Concurrent Search and Indexing

Tantivy uses a searcher snapshot model to enable concurrent reads and writes. When a search is executed, Tantivy captures a snapshot of the current set of segments and searches that snapshot. New segments created by concurrent indexing operations are not visible to in-progress searches -- they become visible only when the next searcher snapshot is created.

This model provides read consistency (a search sees a consistent view of the index) without blocking (indexing continues unimpeded while searches execute). The searcher snapshot is lightweight -- it references existing immutable segments rather than copying data.

The IndexReader component manages searcher lifecycle, including warming (pre-loading segment data into OS page cache) and recycling (reusing searcher resources across queries). Applications can configure the reload policy to control how quickly new segments become visible to searches.

Tantivy's Scoring Pipeline

While BM25 is the default, Tantivy's scoring pipeline is customizable. The pipeline consists of:

  1. Weight creation: At query time, each query clause creates a Weight object that encapsulates the global statistics (document frequency, average document length) needed for scoring.
  2. Scorer iteration: The Weight produces a Scorer that iterates over matching documents in a segment. The scorer combines posting list traversal with score computation.
  3. Score combination: For multi-term queries, individual term scores are combined according to the query structure (sum for boolean OR, sum for boolean AND with minimum-should-match semantics).

Developers can implement custom Weight and Scorer types to use alternative scoring functions (e.g., BM25F for multi-field scoring, or custom learned ranking models) while reusing Tantivy's indexing and posting list infrastructure.

Tantivy FAQ

How does Tantivy compare to Apache Lucene?

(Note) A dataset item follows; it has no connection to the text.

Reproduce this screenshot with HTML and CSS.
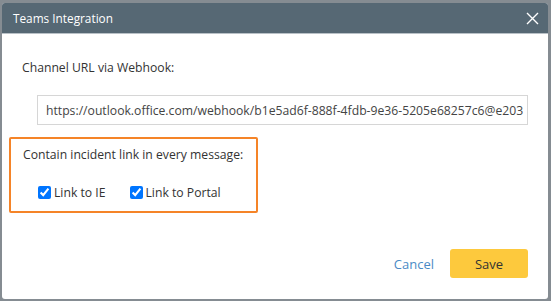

Tantivy and Lucene share the same core architecture -- inverted indexes, segment-based storage, BM25 scoring -- but differ in language and runtime. Lucene is written in Java and requires the JVM. Tantivy is written in Rust with no runtime dependencies. Tantivy offers competitive performance with more predictable latency (no garbage collection pauses), while Lucene has a broader feature set developed over two decades.

Is Tantivy a replacement for Elasticsearch?

No. Elasticsearch is a distributed search server built on Lucene, with clustering, REST APIs, and operational tooling. Tantivy is an embeddable library without networking or distribution. They serve different use cases: Elasticsearch for standalone distributed search infrastructure, Tantivy for embedding search directly into an application without external dependencies.

What search features does Tantivy support?

Tantivy supports BM25 scoring, phrase queries, boolean queries, range queries on numeric and date fields, faceted search with hierarchical facets, fuzzy queries, regex queries, and custom tokenizers. It also provides multi-threaded indexing, configurable merge policies, and concurrent search during indexing.

Can Tantivy be used from languages other than Rust?

Yes. Tantivy has bindings for Python (tantivy-py), and its C-compatible FFI interface allows integration from any language that supports C interop. However, the primary and most complete API is the native Rust API. The Python bindings cover the most common use cases but may not expose every feature.

How does Spice use Tantivy?

Spice embeds Tantivy as its full-text search engine. When full-text search is enabled on an accelerated dataset, Spice automatically builds and maintains Tantivy indexes and exposes search through SQL. This powers BM25 keyword search, which combines with vector search to enable hybrid search in a single SQL query -- without requiring a separate search service.